* EXERCISE OBJECTIVE
Word for word, print each line of the listing below; pictures stay out.

* DATASET SECTION
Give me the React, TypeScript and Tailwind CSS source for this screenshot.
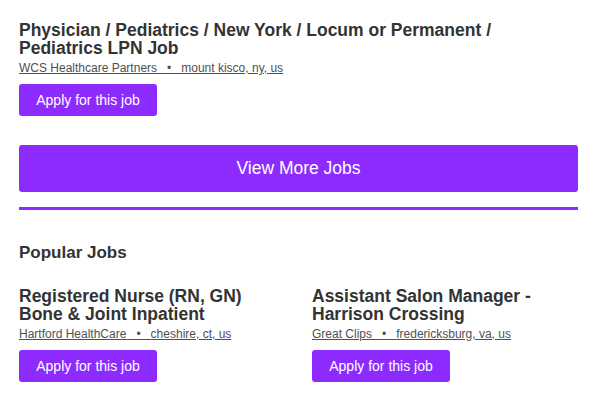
const font = { fontFamily: '"Liberation Sans", Arial, Helvetica, sans-serif' }

interface Job {
  title: string
  company: string
  location: string
}

const featured: Job = {
  title: 'Physician / Pediatrics / New York / Locum or Permanent / Pediatrics LPN Job',
  company: 'WCS Healthcare Partners',
  location: 'mount kisco, ny, us',
}

const popular: Job[] = [
  {
    title: 'Registered Nurse (RN, GN) Bone & Joint Inpatient',
    company: 'Hartford HealthCare',
    location: 'cheshire, ct, us',
  },
  {
    title: 'Assistant Salon Manager - Harrison Crossing',
    company: 'Great Clips',
    location: 'fredericksburg, va, us',
  },
]

function JobCard({ job }: { job: Job }) {
  return (
    <div className="flex flex-col items-start">
      <h3 className="text-[17.5px] leading-[18px] font-bold text-[#333333]">{job.title}</h3>
      <a href="#" className="mt-[3px] text-[12px] leading-[16px] text-[#505050] underline whitespace-pre">
        {job.company}   •   {job.location} 
      </a>
      <a
        href="#"
        className="mt-[8px] flex h-[32px] w-[138px] items-center justify-center rounded-[3px] bg-[#8d2bff] text-[14px] text-white"
      >
        Apply for this job
      </a>
    </div>
  )
}

export default function App() {
  return (
    <div className="min-h-[408px] bg-white pl-[19px] pr-[21px] pt-[21px]" style={font}>
      <JobCard job={featured} />

      <a
        href="#"
        className="mt-[29px] flex h-[47px] w-full items-center justify-center rounded-[3px] bg-[#8d2bff] text-[17.5px] text-white"
      >
        View More Jobs
      </a>

      <div className="mt-[15px] h-[3px] bg-[#8d2bff]" />

      <h2 className="mt-[33px] text-[17px] leading-[20px] font-bold text-[#333333]">Popular Jobs</h2>

      <div className="mt-[24px] grid grid-cols-2 gap-x-[27px]">
        {popular.map((job) => (
          <JobCard key={job.title} job={job} />
        ))}
      </div>
    </div>
  )
}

* RESULT FOR THIS TASK
Give me the React, TypeScript and Tailwind CSS source for this screenshot.
const font = { fontFamily: '"Liberation Sans", Arial, Helvetica, sans-serif' }

interface Job {
  title: string
  company: string
  location: string
}

const featured: Job = {
  title: 'Physician / Pediatrics / New York / Locum or Permanent / Pediatrics LPN Job',
  company: 'WCS Healthcare Partners',
  location: 'mount kisco, ny, us',
}

const popular: Job[] = [
  {
    title: 'Registered Nurse (RN, GN) Bone & Joint Inpatient',
    company: 'Hartford HealthCare',
    location: 'cheshire, ct, us',
  },
  {
    title: 'Assistant Salon Manager - Harrison Crossing',
    company: 'Great Clips',
    location: 'fredericksburg, va, us',
  },
]

function JobCard({ job }: { job: Job }) {
  return (
    <div className="flex flex-col items-start">
      <h3 className="text-[17.5px] leading-[18px] font-bold text-[#333333]">{job.title}</h3>
      <a href="#" className="mt-[3px] text-[12px] leading-[16px] text-[#505050] underline whitespace-pre">
        {job.company}   •   {job.location} 
      </a>
      <a
        href="#"
        className="mt-[8px] flex h-[32px] w-[138px] items-center justify-center rounded-[3px] bg-[#8d2bff] text-[14px] text-white"
      >
        Apply for this job
      </a>
    </div>
  )
}

export default function App() {
  return (
    <div className="min-h-[408px] bg-white pl-[19px] pr-[21px] pt-[21px]" style={font}>
      <JobCard job={featured} />

      <a
        href="#"
        className="mt-[29px] flex h-[47px] w-full items-center justify-center rounded-[3px] bg-[#8d2bff] text-[17.5px] text-white"
      >
        View More Jobs
      </a>

      <div className="mt-[15px] h-[3px] bg-[#8d2bff]" />

      <h2 className="mt-[33px] text-[17px] leading-[20px] font-bold text-[#333333]">Popular Jobs</h2>

      <div className="mt-[24px] grid grid-cols-2 gap-x-[27px]">
        {popular.map((job) => (
          <JobCard key={job.title} job={job} />
        ))}
      </div>
    </div>
  )
}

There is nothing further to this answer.